__Data__.
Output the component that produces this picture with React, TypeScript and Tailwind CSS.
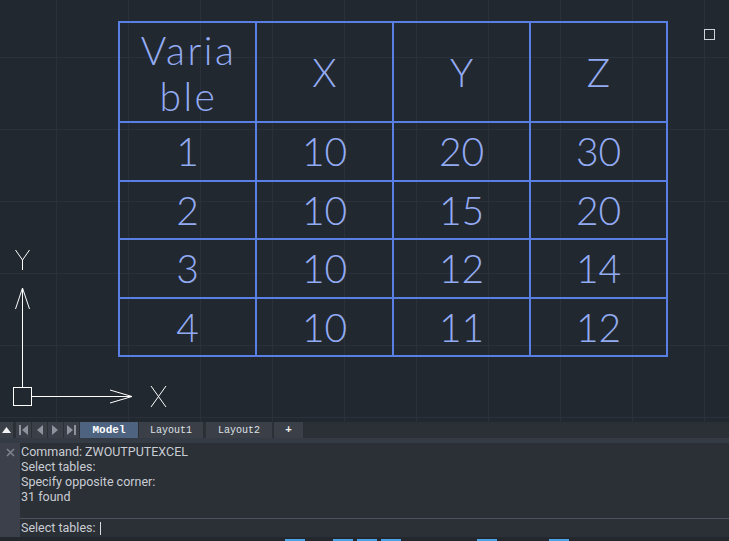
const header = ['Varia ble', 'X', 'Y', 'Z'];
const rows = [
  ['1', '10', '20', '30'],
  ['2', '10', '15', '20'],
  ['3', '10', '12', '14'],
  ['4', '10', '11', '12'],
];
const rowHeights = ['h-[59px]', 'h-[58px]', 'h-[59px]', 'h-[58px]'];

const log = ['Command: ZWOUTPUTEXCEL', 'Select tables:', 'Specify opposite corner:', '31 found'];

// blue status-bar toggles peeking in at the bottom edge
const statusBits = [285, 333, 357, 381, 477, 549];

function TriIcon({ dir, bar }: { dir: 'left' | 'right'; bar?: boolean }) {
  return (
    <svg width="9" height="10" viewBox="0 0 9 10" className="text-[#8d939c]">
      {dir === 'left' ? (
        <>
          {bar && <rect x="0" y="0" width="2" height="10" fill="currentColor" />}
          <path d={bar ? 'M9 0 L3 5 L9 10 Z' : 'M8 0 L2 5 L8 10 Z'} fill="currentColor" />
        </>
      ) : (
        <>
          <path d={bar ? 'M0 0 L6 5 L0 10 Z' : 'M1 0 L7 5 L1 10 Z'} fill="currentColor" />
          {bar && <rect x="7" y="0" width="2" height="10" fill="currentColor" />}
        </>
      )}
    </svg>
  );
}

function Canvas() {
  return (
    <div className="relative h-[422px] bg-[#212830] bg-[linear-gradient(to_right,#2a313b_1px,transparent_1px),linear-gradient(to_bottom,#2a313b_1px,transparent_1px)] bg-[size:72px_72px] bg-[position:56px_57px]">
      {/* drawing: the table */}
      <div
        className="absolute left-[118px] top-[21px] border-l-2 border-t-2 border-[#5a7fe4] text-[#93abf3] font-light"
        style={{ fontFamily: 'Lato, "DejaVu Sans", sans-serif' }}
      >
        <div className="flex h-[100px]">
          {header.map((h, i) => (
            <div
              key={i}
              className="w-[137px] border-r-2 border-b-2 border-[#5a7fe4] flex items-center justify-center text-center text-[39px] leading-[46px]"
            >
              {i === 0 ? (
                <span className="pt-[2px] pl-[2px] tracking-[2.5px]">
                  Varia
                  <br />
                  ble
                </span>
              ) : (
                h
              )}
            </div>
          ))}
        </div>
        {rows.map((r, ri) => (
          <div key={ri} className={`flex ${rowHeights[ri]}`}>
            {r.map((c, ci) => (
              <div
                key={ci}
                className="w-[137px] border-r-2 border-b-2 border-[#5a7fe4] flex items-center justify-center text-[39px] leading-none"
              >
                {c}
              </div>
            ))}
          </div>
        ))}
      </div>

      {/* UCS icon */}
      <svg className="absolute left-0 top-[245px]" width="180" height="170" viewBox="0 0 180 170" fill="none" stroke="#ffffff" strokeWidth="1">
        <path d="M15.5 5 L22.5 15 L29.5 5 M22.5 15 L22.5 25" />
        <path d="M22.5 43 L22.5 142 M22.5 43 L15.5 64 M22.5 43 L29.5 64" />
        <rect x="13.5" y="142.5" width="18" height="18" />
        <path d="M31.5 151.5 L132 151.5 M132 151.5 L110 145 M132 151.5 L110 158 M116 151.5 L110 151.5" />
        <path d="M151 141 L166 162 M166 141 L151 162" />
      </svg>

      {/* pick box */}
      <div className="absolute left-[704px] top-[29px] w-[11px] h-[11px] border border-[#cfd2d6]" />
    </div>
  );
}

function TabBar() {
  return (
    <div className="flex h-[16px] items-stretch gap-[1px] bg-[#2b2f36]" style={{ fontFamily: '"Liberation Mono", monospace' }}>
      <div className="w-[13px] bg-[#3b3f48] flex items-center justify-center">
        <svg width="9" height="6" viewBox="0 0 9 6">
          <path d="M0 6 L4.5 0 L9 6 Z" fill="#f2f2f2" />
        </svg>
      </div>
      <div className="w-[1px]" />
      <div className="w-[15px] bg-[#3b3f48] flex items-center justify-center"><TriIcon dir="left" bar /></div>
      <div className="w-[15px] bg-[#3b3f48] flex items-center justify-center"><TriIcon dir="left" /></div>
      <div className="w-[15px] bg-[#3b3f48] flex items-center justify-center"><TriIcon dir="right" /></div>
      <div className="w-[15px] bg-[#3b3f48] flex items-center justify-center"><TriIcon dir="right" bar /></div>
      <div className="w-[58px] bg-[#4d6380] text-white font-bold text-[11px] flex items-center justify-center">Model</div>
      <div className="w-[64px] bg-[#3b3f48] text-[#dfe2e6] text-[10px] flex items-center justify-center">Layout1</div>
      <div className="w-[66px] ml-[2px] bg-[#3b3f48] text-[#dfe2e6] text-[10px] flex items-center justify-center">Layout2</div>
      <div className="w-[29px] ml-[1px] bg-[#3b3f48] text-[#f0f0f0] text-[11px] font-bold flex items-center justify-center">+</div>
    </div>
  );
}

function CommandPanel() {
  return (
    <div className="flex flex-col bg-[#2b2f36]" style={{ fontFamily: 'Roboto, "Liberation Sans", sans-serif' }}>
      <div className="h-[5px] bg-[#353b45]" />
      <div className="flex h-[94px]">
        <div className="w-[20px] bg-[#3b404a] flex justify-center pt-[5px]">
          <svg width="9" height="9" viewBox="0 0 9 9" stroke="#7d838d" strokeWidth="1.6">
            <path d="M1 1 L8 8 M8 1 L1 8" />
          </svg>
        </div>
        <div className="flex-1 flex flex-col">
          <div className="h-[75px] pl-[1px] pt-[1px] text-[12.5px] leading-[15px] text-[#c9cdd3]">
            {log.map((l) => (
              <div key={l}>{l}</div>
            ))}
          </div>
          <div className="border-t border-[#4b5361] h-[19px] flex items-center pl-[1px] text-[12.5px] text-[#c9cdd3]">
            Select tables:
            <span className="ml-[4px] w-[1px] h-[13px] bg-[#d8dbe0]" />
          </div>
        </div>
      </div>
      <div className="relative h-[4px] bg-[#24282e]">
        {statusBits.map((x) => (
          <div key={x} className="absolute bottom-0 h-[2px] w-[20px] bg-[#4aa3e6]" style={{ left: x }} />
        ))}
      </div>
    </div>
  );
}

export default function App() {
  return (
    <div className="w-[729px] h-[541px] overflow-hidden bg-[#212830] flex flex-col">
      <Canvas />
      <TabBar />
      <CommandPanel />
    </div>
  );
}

__Goal of the exercise__.
Please quote the lines of the material, beginning with the first and ending with the one that contains "['h-[59px]', 'h-[58px]', 'h-[59px]', 'h-[58px]'];", exactly as written and without any pictures.

__Completed task__.
Output the component that produces this picture with React, TypeScript and Tailwind CSS.
const header = ['Varia ble', 'X', 'Y', 'Z'];
const rows = [
  ['1', '10', '20', '30'],
  ['2', '10', '15', '20'],
  ['3', '10', '12', '14'],
  ['4', '10', '11', '12'],
];
const rowHeights = ['h-[59px]', 'h-[58px]', 'h-[59px]', 'h-[58px]'];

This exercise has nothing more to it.